THE long-running stand-off between tenants of military-owned farms in Okara and the authorities shows no signs of abating, despite the growing tension and bitterness in the area. The death of a 60-year-old tenant in a shooting incident earlier this month has only served to fuel further anger. While the authorities say that the man was killed in a tribal clash, the villagers claim that the man died after being caught in a hail of bullets fired by the Rangers. The villagers are now anxiously awaiting the findings of a post-mortem that they hope will confirm their version of the story. For almost three years, the tenants have been waging a bitter struggle against the authorities over the possession of the land. The tenants are demanding ownership rights over the land that they have been tilling for generations. The military authorities, however, want the tenants to sign an agreement so that rent can be collected from them, something the villagers view with deep suspicion. They accuse the authorities of forcibly acquiring signatures on such agreements and see it as a ruse to ultimately eject them at will.
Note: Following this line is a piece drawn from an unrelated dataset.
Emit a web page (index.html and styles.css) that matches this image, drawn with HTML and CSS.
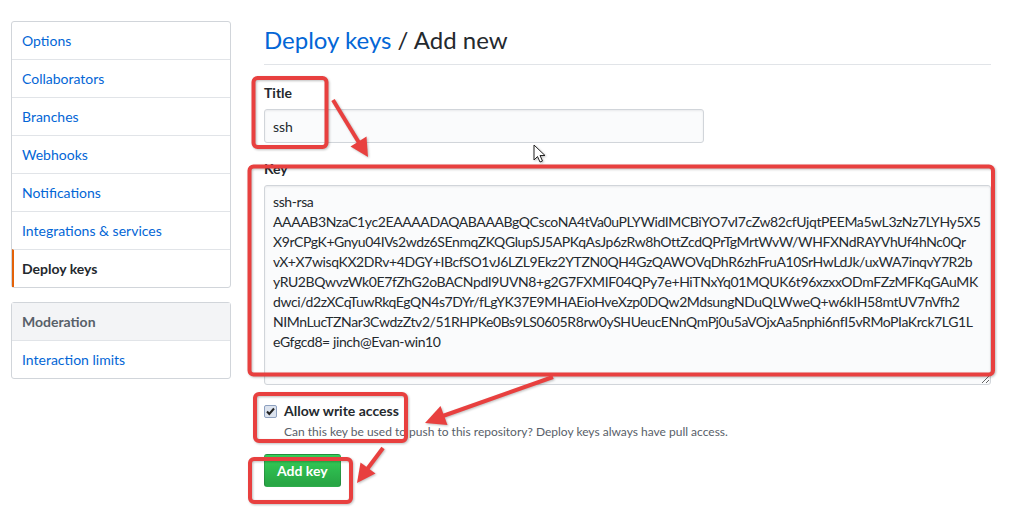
FILE: index.html
```html
<!DOCTYPE html>
<html lang="en">
<head>
    <meta charset="UTF-8">
    <title>Deploy keys / Add new</title>
    <link rel="stylesheet" href="styles.css">
</head>
<body>
    <div class="page">
        <div class="sidebar">
            <nav class="menu">
                <a class="menu-item" href="#">Options</a>
                <a class="menu-item" href="#">Collaborators</a>
                <a class="menu-item" href="#">Branches</a>
                <a class="menu-item" href="#">Webhooks</a>
                <a class="menu-item" href="#">Notifications</a>
                <a class="menu-item" href="#">Integrations &amp; services</a>
                <a class="menu-item selected" href="#">Deploy keys</a>
            </nav>
            <nav class="menu">
                <div class="menu-heading">Moderation</div>
                <a class="menu-item" href="#">Interaction limits</a>
            </nav>
        </div>

        <div class="main">
            <h2 class="subhead"><a href="#">Deploy keys</a> / Add new</h2>

            <form>
                <div class="form-group first">
                    <label class="form-label">Title</label>
                    <input class="form-control title-input" type="text" value="ssh">
                </div>
                <div class="form-group">
                    <label class="form-label">Key</label>
                    <textarea class="form-control key-input" wrap="off">ssh-rsa
AAAAB3NzaC1yc2EAAAADAQABAAABgQCscoNA4tVa0uPLYWidIMCBiYO7vI7cZw82cfUjqtPEEMa5wL3zNz7LYHy5X5
X9rCPgK+Gnyu04IVs2wdz6SEnmqZKQGlupSJ5APKqAsJp6zRw8hOttZcdQPrTgMrtWvW/WHFXNdRAYVhUf4hNc0Qr
vX+X7wisqKX2DRv+4DGY+IBcfSO1vJ6LZL9Ekz2YTZN0QH4GzQAWOVqDhR6zhFruA10SrHwLdJk/uxWA7inqvY7R2b
yRU2BQwvzWk0E7fZhG2oBACNpdI9UVN8+g2G7FXMIF04QPy7e+HiTNxYq01MQUK6t96xzxxODmFZzMFKqGAuMK
dwci/d2zXCqTuwRkqEgQN4s7DYr/fLgYK37E9MHAEioHveXzp0DQw2MdsungNDuQLWweQ+w6kIH58mtUV7nVfh2
NIMnLucTZNar3CwdzZtv2/51RHPKe0Bs9LS0605R8rw0ySHUeucENnQmPj0u5aVOjxAa5nphi6nfI5vRMoPIaKrck7LG1L
eGfgcd8= jinch@Evan-win10</textarea>
                </div>

                <div class="form-checkbox">
                    <label class="check-label">
                        <span class="check-box">
                            <svg width="11" height="11" viewBox="0 0 11 11"><path d="M2 5.5 L4.3 8 L9 2.5" fill="none" stroke="#222" stroke-width="2"/></svg>
                        </span>
                        Allow write access
                    </label>
                    <p class="note">Can this key be used to push to this repository? Deploy keys always have pull access.</p>
                </div>

                <button class="btn-primary" type="button">Add key</button>
            </form>
        </div>
    </div>

    <!-- screenshot annotations -->
    <svg class="marks" width="1017" height="516" viewBox="0 0 1017 516">
        <g fill="none" stroke="#e8403f" stroke-width="4" stroke-linejoin="round">
            <rect x="253.5" y="78" width="73" height="69" rx="4"/>
            <rect x="249.5" y="166.5" width="743.5" height="208" rx="4"/>
            <rect x="255" y="394" width="151" height="47" rx="4"/>
            <rect x="250" y="459" width="101" height="43" rx="4"/>
            <line x1="333" y1="100" x2="361" y2="146"/>
            <line x1="553" y1="377" x2="440" y2="417"/>
            <line x1="383" y1="448" x2="365" y2="472"/>
        </g>
        <g fill="#e8403f">
            <polygon points="368,157 350.5,146.5 366.5,136.5"/>
            <polygon points="425,423 440.5,406 447.5,425"/>
            <polygon points="357,483 360.5,462.5 375.5,473.5"/>
        </g>
        <path d="M534 145 L534 160 L537.5 156.5 L540 162 L542.5 161 L540 155.5 L545 155.5 Z" fill="#fff" stroke="#222" stroke-width="1"/>
    </svg>
</body>
</html>
```

FILE: styles.css
```css
body {
    margin: 0;
    font-family: Lato, "Noto Sans", sans-serif;
    font-size: 14px;
    color: #24292e;
    background: #fff;
}
a {
    color: #0366d6;
    text-decoration: none;
}
.page {
    display: flex;
    gap: 33px;
    padding: 21px 0 0 11px;
}

/* left menu */
.sidebar {
    width: 220px;
    flex-shrink: 0;
}
.menu {
    border: 1px solid #d1d5da;
    border-radius: 3px;
    margin-bottom: 14px;
}
.menu-item,
.menu-heading {
    display: block;
    padding: 8px 10px;
    line-height: 21px;
    border-top: 1px solid #e1e4e8;
}
.menu-item:first-child,
.menu-heading {
    border-top: 0;
}
.menu-item.selected {
    padding-left: 8px;
    border-left: 2px solid #e36209;
    color: #24292e;
    font-weight: 700;
}
.menu-heading {
    background: #f3f4f6;
    color: #586069;
    font-weight: 700;
}

/* main column */
.main {
    width: 727px;
}
.subhead {
    margin: 0;
    padding: 4px 0 9px;
    font-size: 24px;
    font-weight: 400;
    line-height: 30px;
    border-bottom: 1px solid #e1e4e8;
}
.form-group {
    margin: 15px 0;
}
.form-group.first {
    margin-top: 17px;
}
.form-label {
    display: block;
    font-weight: 700;
    line-height: 21px;
    margin-bottom: 6px;
}
.form-control {
    box-sizing: border-box;
    font-family: inherit;
    font-size: 14px;
    color: #24292e;
    background: #fafbfc;
    border: 1px solid #d1d5da;
    border-radius: 3px;
    box-shadow: inset 0 1px 2px rgba(27, 31, 35, 0.075);
    outline: none;
}
.title-input {
    width: 440px;
    height: 34px;
    padding: 6px 8px;
}
.key-input {
    display: block;
    width: 727px;
    height: 200px;
    padding: 6px 8px;
    line-height: 20px;
    letter-spacing: -0.4px;
    overflow: hidden;
    resize: vertical;
}

.form-checkbox {
    margin: 15px 0 13px;
    padding-left: 20px;
}
.check-label {
    position: relative;
    font-weight: 700;
    line-height: 21px;
}
.check-box {
    position: absolute;
    left: -20px;
    top: 3px;
    width: 11px;
    height: 11px;
    border: 1px solid #8da0bf;
    border-radius: 2px;
    background: #dce3ee;
}
.check-box svg {
    display: block;
}
.note {
    margin: 2px 0 0;
    font-size: 12px;
    line-height: 18px;
    color: #586069;
}

.btn-primary {
    height: 33px;
    padding: 0 12px;
    font-family: inherit;
    font-size: 14px;
    font-weight: 700;
    color: #fff;
    background: linear-gradient(#34d058, #28a745 90%);
    border: 1px solid rgba(27, 31, 35, 0.2);
    border-radius: 3px;
}

.marks {
    position: absolute;
    top: 0;
    left: 0;
    pointer-events: none;
    filter: drop-shadow(1px 1px 1px rgba(0, 0, 0, 0.25));
}
```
The Anjuman-i-Mazareen-i-Punjab (AMP) has been at the forefront of the struggle for ownership rights, staging a number of demonstrations and protest rallies across Punjab and in the federal capital. The authorities have not taken kindly to such protests and have done their worst to harass and intimidate the Anjuman office-bearers. Following the recent killing of a tenant, the seventh in recent months, some AMP members were charged with committing the crime while many others have been jailed on various trumped-up charges. Meanwhile, large parts of Okara remain under virtual siege, with the Rangers surrounding villages to break the back of the protests. Tenants speak of severe harassment and beatings aimed at terrorizing them and forcing them to sign the official agreement — an allegation the authorities strongly deny. It is time for the government to intervene and work out a just and fair settlement before matters get out of hand. To summarily evict people who have been tilling this land for over a hundred years would not only be extremely callous but is bound to earn the government bad international publicity. The authorities must soften their rigid and uncompromising stance and lift the siege of the villages as soon as possible. The only way forward is to open negotiations with the tenants and end this sordid affair once and for all.